▸ Work instructions: Locate the string "React" in the records below. Copy every line where it occurs.

___ Records for the task ___

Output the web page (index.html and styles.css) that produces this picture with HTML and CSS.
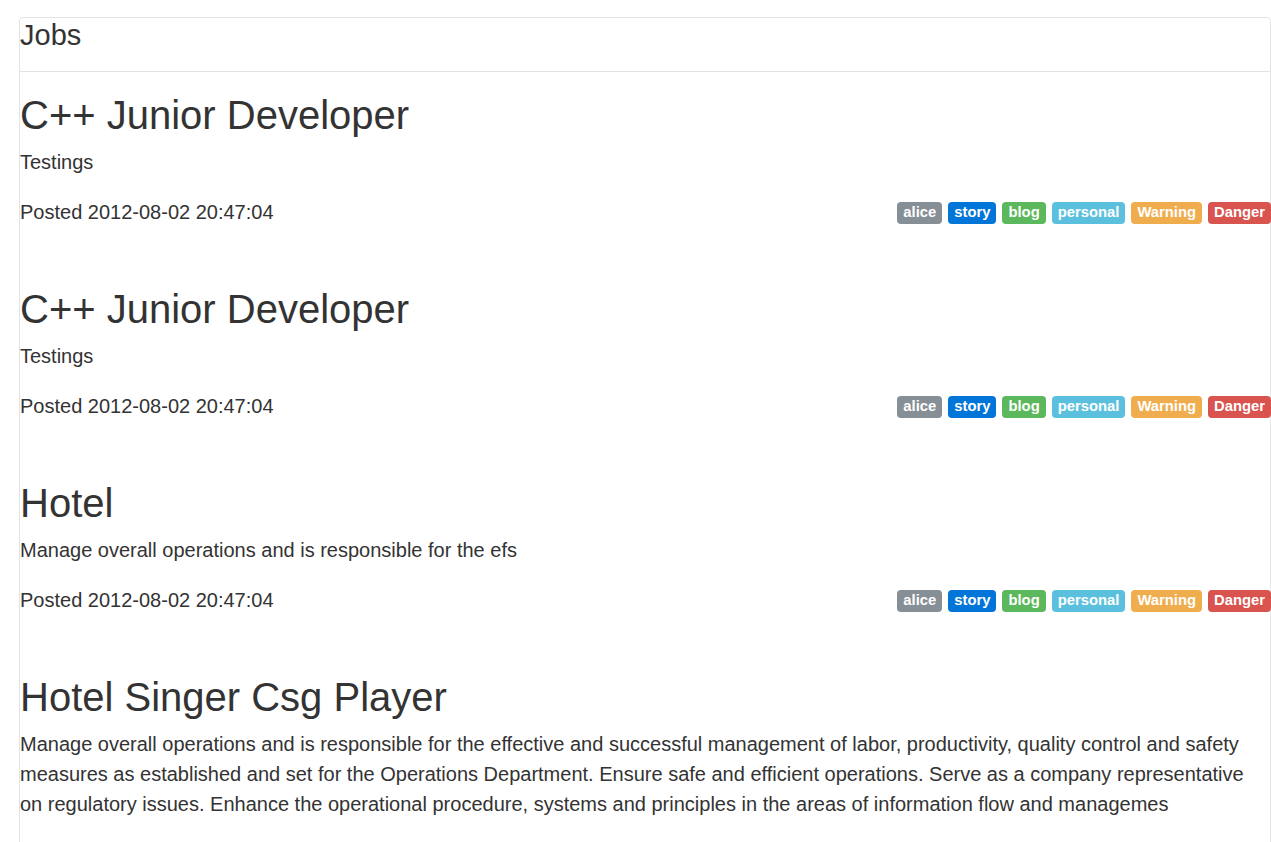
FILE: index.html
```html
<!DOCTYPE html>
<html lang="en">
<head>
<meta charset="utf-8">
<title>Jobs</title>
<link rel="stylesheet" href="styles.css">
</head>
<body>
<div class="page">
  <div class="card">
    <div class="card-header"><h3 class="card-title">Jobs</h3></div>
    <div class="job">
      <h1 class="job-title">C++ Junior Developer</h1>
      <p class="job-desc">Testings</p>
      <div class="job-meta">
        <span class="posted">Posted 2012-08-02 20:47:04</span>
        <div class="tags">
          <span class="badge badge-alice">alice</span>
          <span class="badge badge-story">story</span>
          <span class="badge badge-blog">blog</span>
          <span class="badge badge-personal">personal</span>
          <span class="badge badge-warning">Warning</span>
          <span class="badge badge-danger">Danger</span>
        </div>
      </div>
    </div>
    <div class="job">
      <h1 class="job-title">C++ Junior Developer</h1>
      <p class="job-desc">Testings</p>
      <div class="job-meta">
        <span class="posted">Posted 2012-08-02 20:47:04</span>
        <div class="tags">
          <span class="badge badge-alice">alice</span>
          <span class="badge badge-story">story</span>
          <span class="badge badge-blog">blog</span>
          <span class="badge badge-personal">personal</span>
          <span class="badge badge-warning">Warning</span>
          <span class="badge badge-danger">Danger</span>
        </div>
      </div>
    </div>
    <div class="job">
      <h1 class="job-title">Hotel</h1>
      <p class="job-desc">Manage overall operations and is responsible for the efs</p>
      <div class="job-meta">
        <span class="posted">Posted 2012-08-02 20:47:04</span>
        <div class="tags">
          <span class="badge badge-alice">alice</span>
          <span class="badge badge-story">story</span>
          <span class="badge badge-blog">blog</span>
          <span class="badge badge-personal">personal</span>
          <span class="badge badge-warning">Warning</span>
          <span class="badge badge-danger">Danger</span>
        </div>
      </div>
    </div>
    <div class="job">
      <h1 class="job-title">Hotel Singer Csg Player</h1>
      <p class="job-desc">Manage overall operations and is responsible for the effective and successful management of labor, productivity, quality control and safety measures as established and set for the Operations Department. Ensure safe and efficient operations. Serve as a company representative on regulatory issues. Enhance the operational procedure, systems and principles in the areas of information flow and managemes</p>
    </div>
  </div>
</div>
</body>
</html>
```

FILE: styles.css
```css
html, body {
  margin: 0;
  padding: 0;
  overflow: hidden;
}

body {
  font-family: "Liberation Sans", Arial, sans-serif;
  font-size: 20px;
  line-height: 1.5;
  color: #333333;
  background: #ffffff;
}

.page {
  padding: 17px 0 0 19px;
  height: 825px;
}

.card {
  box-sizing: border-box;
  width: 1252px;
  height: 840px;
  border: 1px solid #e3e3e3;
  border-radius: 4px;
  background: #ffffff;
}

.card-header {
  padding: 0 0 18px;
  border-bottom: 1px solid #e3e3e3;
}

.card-title {
  margin: 0;
  font-size: 29px;
  font-weight: 400;
  line-height: 1.2;
}

.job {
  padding: 19px 0 39px;
}

.job:last-child {
  padding-bottom: 0;
}

.job-title {
  margin: 0 0 8px;
  font-size: 40px;
  font-weight: 400;
  line-height: 1.2;
}

.job-desc {
  margin: 0 0 20px;
}

.job-meta {
  display: flex;
  justify-content: space-between;
  align-items: center;
  height: 30px;
}

.tags {
  display: flex;
  gap: 6px;
  align-items: center;
  margin-top: 2px;
  margin-right: -1px;
}

.badge {
  display: inline-block;
  padding: 3px 6px 4px;
  font-size: 14.8px;
  font-weight: 700;
  line-height: 15px;
  color: #ffffff;
  border-radius: 4px;
  white-space: nowrap;
}

.badge-alice { background: #868e96; }
.badge-story { background: #0275d8; }
.badge-blog { background: #5cb85c; }
.badge-personal { background: #5bc0de; }
.badge-warning { background: #f0ad4e; }
.badge-danger { background: #d9534f; }
```
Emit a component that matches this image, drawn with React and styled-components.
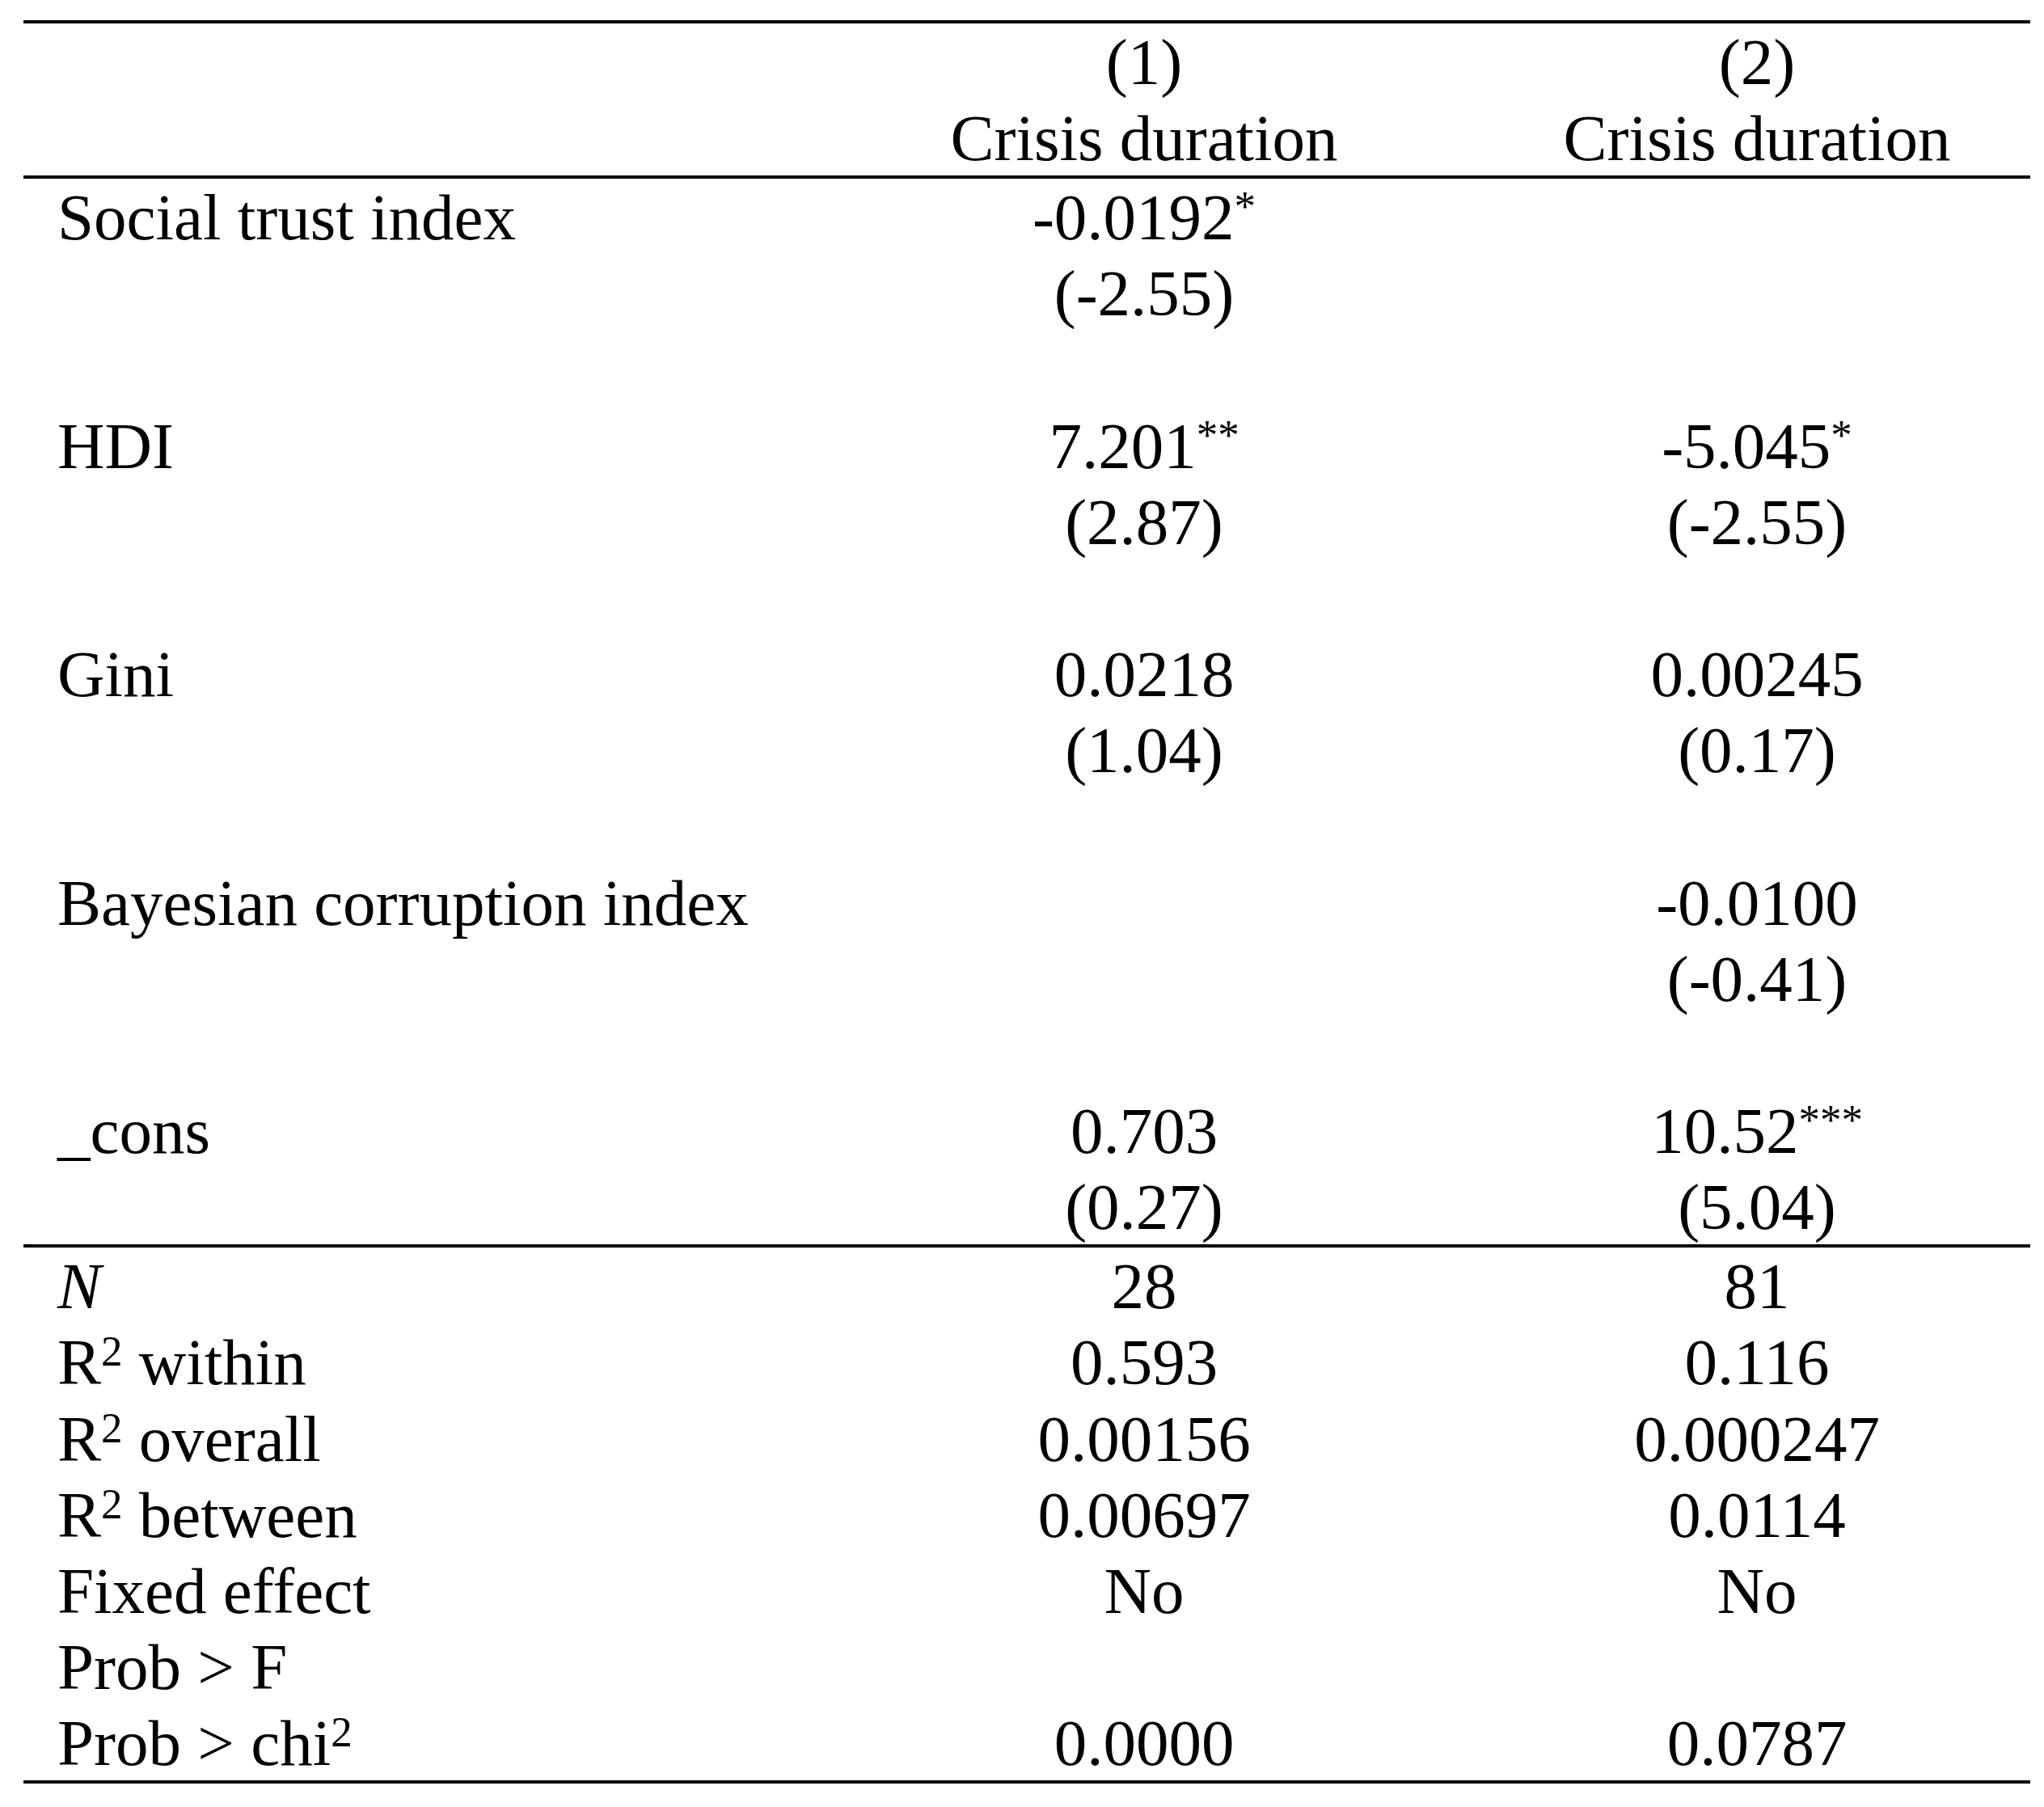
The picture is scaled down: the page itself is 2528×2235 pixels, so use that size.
import React from "react";
import styled, { createGlobalStyle } from "styled-components";

const GlobalStyle = createGlobalStyle`
  html, body {
    margin: 0;
    padding: 0;
    background: #ffffff;
  }
  body {
    font-family: "Liberation Serif", "Times New Roman", serif;
    color: #000000;
  }
`;

const columns = [
  { id: 1, title: "Crisis duration" },
  { id: 2, title: "Crisis duration" },
];

// Each coefficient row holds [estimate, stars, t-stat] per column
const coefficients = [
  {
    label: "Social trust index",
    values: [
      { est: "-0.0192", stars: "*", t: "(-2.55)" },
      null,
    ],
  },
  {
    label: "HDI",
    values: [
      { est: "7.201", stars: "**", t: "(2.87)" },
      { est: "-5.045", stars: "*", t: "(-2.55)" },
    ],
  },
  {
    label: "Gini",
    values: [
      { est: "0.0218", stars: "", t: "(1.04)" },
      { est: "0.00245", stars: "", t: "(0.17)" },
    ],
  },
  {
    label: "Bayesian corruption index",
    values: [null, { est: "-0.0100", stars: "", t: "(-0.41)" }],
  },
  {
    label: "_cons",
    values: [
      { est: "0.703", stars: "", t: "(0.27)" },
      { est: "10.52", stars: "***", t: "(5.04)" },
    ],
  },
];

const stats = [
  { label: <Italic>N</Italic>, values: ["28", "81"] },
  {
    label: (
      <>
        R<Sup>2</Sup> within
      </>
    ),
    values: ["0.593", "0.116"],
  },
  {
    label: (
      <>
        R<Sup>2</Sup> overall
      </>
    ),
    values: ["0.00156", "0.000247"],
  },
  {
    label: (
      <>
        R<Sup>2</Sup> between
      </>
    ),
    values: ["0.00697", "0.0114"],
  },
  { label: "Fixed effect", values: ["No", "No"] },
  { label: "Prob > F", values: ["", ""] },
  {
    label: (
      <>
        Prob &gt; chi<Sup>2</Sup>
      </>
    ),
    values: ["0.0000", "0.0787"],
  },
];

function Italic({ children }) {
  return <ItalicText>{children}</ItalicText>;
}

function Sup({ children }) {
  return <SupText>{children}</SupText>;
}

export default function App() {
  return (
    <>
      <GlobalStyle />
      <Page>
        <Table>
          <Section>
            <Row>
              <Label />
              {columns.map((c) => (
                <Cell key={c.id}>({c.id})</Cell>
              ))}
            </Row>
            <Row>
              <Label />
              {columns.map((c) => (
                <Cell key={c.id}>{c.title}</Cell>
              ))}
            </Row>
          </Section>

          <Section>
            {coefficients.map((coef, i) => (
              <React.Fragment key={coef.label}>
                <Row>
                  <Label>{coef.label}</Label>
                  {coef.values.map((v, j) => (
                    <Cell key={j}>
                      {v && (
                        <>
                          {v.est}
                          {v.stars && <SupText>{v.stars}</SupText>}
                        </>
                      )}
                    </Cell>
                  ))}
                </Row>
                <Row>
                  <Label />
                  {coef.values.map((v, j) => (
                    <Cell key={j}>{v && v.t}</Cell>
                  ))}
                </Row>
                {i < coefficients.length - 1 && <Row />}
              </React.Fragment>
            ))}
          </Section>

          <Section>
            {stats.map((s, i) => (
              <Row key={i}>
                <Label>{s.label}</Label>
                {s.values.map((v, j) => (
                  <Cell key={j}>{v}</Cell>
                ))}
              </Row>
            ))}
          </Section>
        </Table>
      </Page>
    </>
  );
}

const Page = styled.div`
  padding: 25px 0 0 29px;
  width: 2482px;
`;

const Table = styled.div`
  display: flex;
  flex-direction: column;
  border-top: 4px solid #000;
`;

const Section = styled.div`
  display: flex;
  flex-direction: column;
  border-bottom: 4px solid #000;
`;

const Row = styled.div`
  display: grid;
  grid-template-columns: 966px 840px 676px;
  height: 94.15px;
  box-sizing: border-box;
  padding-top: 3px;
  font-size: 81px;
  line-height: 91px;
  white-space: nowrap;
`;

const Cell = styled.div`
  text-align: center;
`;

const Label = styled.div`
  text-align: left;
  padding-left: 42px;
`;

const ItalicText = styled.span`
  font-style: italic;
`;

const SupText = styled.span`
  font-size: 53px;
  line-height: 0;
  vertical-align: 23px;
`;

___

▸ Task solution:
Emit a component that matches this image, drawn with React and styled-components.
import React from "react";
              <React.Fragment key={coef.label}>
              </React.Fragment>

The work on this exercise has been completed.